**AIM:** Output all lines exactly, with nothing added or dropped.

━━ SUPPLIED DATA

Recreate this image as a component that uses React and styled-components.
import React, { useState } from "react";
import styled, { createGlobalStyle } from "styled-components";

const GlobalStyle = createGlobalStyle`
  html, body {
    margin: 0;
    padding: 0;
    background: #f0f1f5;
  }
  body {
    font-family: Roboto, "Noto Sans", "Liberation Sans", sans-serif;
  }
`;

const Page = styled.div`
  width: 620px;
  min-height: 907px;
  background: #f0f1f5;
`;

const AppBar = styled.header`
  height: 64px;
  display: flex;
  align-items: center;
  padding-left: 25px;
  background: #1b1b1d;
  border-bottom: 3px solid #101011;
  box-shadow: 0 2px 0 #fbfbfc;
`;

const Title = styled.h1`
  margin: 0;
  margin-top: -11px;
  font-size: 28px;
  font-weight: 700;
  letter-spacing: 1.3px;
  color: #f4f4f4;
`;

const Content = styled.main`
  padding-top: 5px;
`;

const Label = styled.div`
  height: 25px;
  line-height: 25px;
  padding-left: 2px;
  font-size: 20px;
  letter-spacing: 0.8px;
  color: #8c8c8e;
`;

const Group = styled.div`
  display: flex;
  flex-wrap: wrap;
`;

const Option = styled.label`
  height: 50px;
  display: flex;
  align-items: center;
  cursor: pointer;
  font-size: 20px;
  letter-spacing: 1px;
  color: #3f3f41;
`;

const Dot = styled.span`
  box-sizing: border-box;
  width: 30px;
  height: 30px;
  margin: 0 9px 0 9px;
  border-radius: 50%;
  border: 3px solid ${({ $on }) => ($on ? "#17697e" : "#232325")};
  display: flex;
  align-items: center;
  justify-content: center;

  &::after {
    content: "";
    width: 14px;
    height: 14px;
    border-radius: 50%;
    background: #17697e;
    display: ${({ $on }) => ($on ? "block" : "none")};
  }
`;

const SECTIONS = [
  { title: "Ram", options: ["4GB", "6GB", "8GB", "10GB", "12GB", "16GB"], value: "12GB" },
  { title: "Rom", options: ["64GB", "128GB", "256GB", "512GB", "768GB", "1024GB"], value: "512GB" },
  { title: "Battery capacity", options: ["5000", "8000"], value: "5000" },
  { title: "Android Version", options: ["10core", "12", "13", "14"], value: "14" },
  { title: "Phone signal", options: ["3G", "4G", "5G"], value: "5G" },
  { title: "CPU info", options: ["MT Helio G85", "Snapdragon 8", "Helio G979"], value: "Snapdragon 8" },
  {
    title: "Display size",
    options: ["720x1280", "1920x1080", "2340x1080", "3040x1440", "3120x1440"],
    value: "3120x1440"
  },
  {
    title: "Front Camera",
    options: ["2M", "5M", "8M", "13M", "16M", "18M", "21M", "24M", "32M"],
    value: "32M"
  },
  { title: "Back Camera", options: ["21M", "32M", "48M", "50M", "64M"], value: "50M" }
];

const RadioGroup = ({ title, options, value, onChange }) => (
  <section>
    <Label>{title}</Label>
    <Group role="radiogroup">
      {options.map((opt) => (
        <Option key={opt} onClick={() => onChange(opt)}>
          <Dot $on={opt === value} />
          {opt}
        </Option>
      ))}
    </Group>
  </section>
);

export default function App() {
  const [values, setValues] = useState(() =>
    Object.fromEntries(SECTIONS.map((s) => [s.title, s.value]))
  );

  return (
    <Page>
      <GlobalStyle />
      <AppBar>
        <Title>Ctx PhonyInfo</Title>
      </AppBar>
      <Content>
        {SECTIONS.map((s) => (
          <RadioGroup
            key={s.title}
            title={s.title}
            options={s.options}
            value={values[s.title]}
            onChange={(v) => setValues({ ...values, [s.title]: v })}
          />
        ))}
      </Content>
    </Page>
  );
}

━━━━

**THE OUTPUT:**
Recreate this image as a component that uses React and styled-components.
import React, { useState } from "react";
import styled, { createGlobalStyle } from "styled-components";

const GlobalStyle = createGlobalStyle`
  html, body {
    margin: 0;
    padding: 0;
    background: #f0f1f5;
  }
  body {
    font-family: Roboto, "Noto Sans", "Liberation Sans", sans-serif;
  }
`;

const Page = styled.div`
  width: 620px;
  min-height: 907px;
  background: #f0f1f5;
`;

const AppBar = styled.header`
  height: 64px;
  display: flex;
  align-items: center;
  padding-left: 25px;
  background: #1b1b1d;
  border-bottom: 3px solid #101011;
  box-shadow: 0 2px 0 #fbfbfc;
`;

const Title = styled.h1`
  margin: 0;
  margin-top: -11px;
  font-size: 28px;
  font-weight: 700;
  letter-spacing: 1.3px;
  color: #f4f4f4;
`;

const Content = styled.main`
  padding-top: 5px;
`;

const Label = styled.div`
  height: 25px;
  line-height: 25px;
  padding-left: 2px;
  font-size: 20px;
  letter-spacing: 0.8px;
  color: #8c8c8e;
`;

const Group = styled.div`
  display: flex;
  flex-wrap: wrap;
`;

const Option = styled.label`
  height: 50px;
  display: flex;
  align-items: center;
  cursor: pointer;
  font-size: 20px;
  letter-spacing: 1px;
  color: #3f3f41;
`;

const Dot = styled.span`
  box-sizing: border-box;
  width: 30px;
  height: 30px;
  margin: 0 9px 0 9px;
  border-radius: 50%;
  border: 3px solid ${({ $on }) => ($on ? "#17697e" : "#232325")};
  display: flex;
  align-items: center;
  justify-content: center;

  &::after {
    content: "";
    width: 14px;
    height: 14px;
    border-radius: 50%;
    background: #17697e;
    display: ${({ $on }) => ($on ? "block" : "none")};
  }
`;

const SECTIONS = [
  { title: "Ram", options: ["4GB", "6GB", "8GB", "10GB", "12GB", "16GB"], value: "12GB" },
  { title: "Rom", options: ["64GB", "128GB", "256GB", "512GB", "768GB", "1024GB"], value: "512GB" },
  { title: "Battery capacity", options: ["5000", "8000"], value: "5000" },
  { title: "Android Version", options: ["10core", "12", "13", "14"], value: "14" },
  { title: "Phone signal", options: ["3G", "4G", "5G"], value: "5G" },
  { title: "CPU info", options: ["MT Helio G85", "Snapdragon 8", "Helio G979"], value: "Snapdragon 8" },
  {
    title: "Display size",
    options: ["720x1280", "1920x1080", "2340x1080", "3040x1440", "3120x1440"],
    value: "3120x1440"
  },
  {
    title: "Front Camera",
    options: ["2M", "5M", "8M", "13M", "16M", "18M", "21M", "24M", "32M"],
    value: "32M"
  },
  { title: "Back Camera", options: ["21M", "32M", "48M", "50M", "64M"], value: "50M" }
];

const RadioGroup = ({ title, options, value, onChange }) => (
  <section>
    <Label>{title}</Label>
    <Group role="radiogroup">
      {options.map((opt) => (
        <Option key={opt} onClick={() => onChange(opt)}>
          <Dot $on={opt === value} />
          {opt}
        </Option>
      ))}
    </Group>
  </section>
);

export default function App() {
  const [values, setValues] = useState(() =>
    Object.fromEntries(SECTIONS.map((s) => [s.title, s.value]))
  );

  return (
    <Page>
      <GlobalStyle />
      <AppBar>
        <Title>Ctx PhonyInfo</Title>
      </AppBar>
      <Content>
        {SECTIONS.map((s) => (
          <RadioGroup
            key={s.title}
            title={s.title}
            options={s.options}
            value={values[s.title]}
            onChange={(v) => setValues({ ...values, [s.title]: v })}
          />
        ))}
      </Content>
    </Page>
  );
}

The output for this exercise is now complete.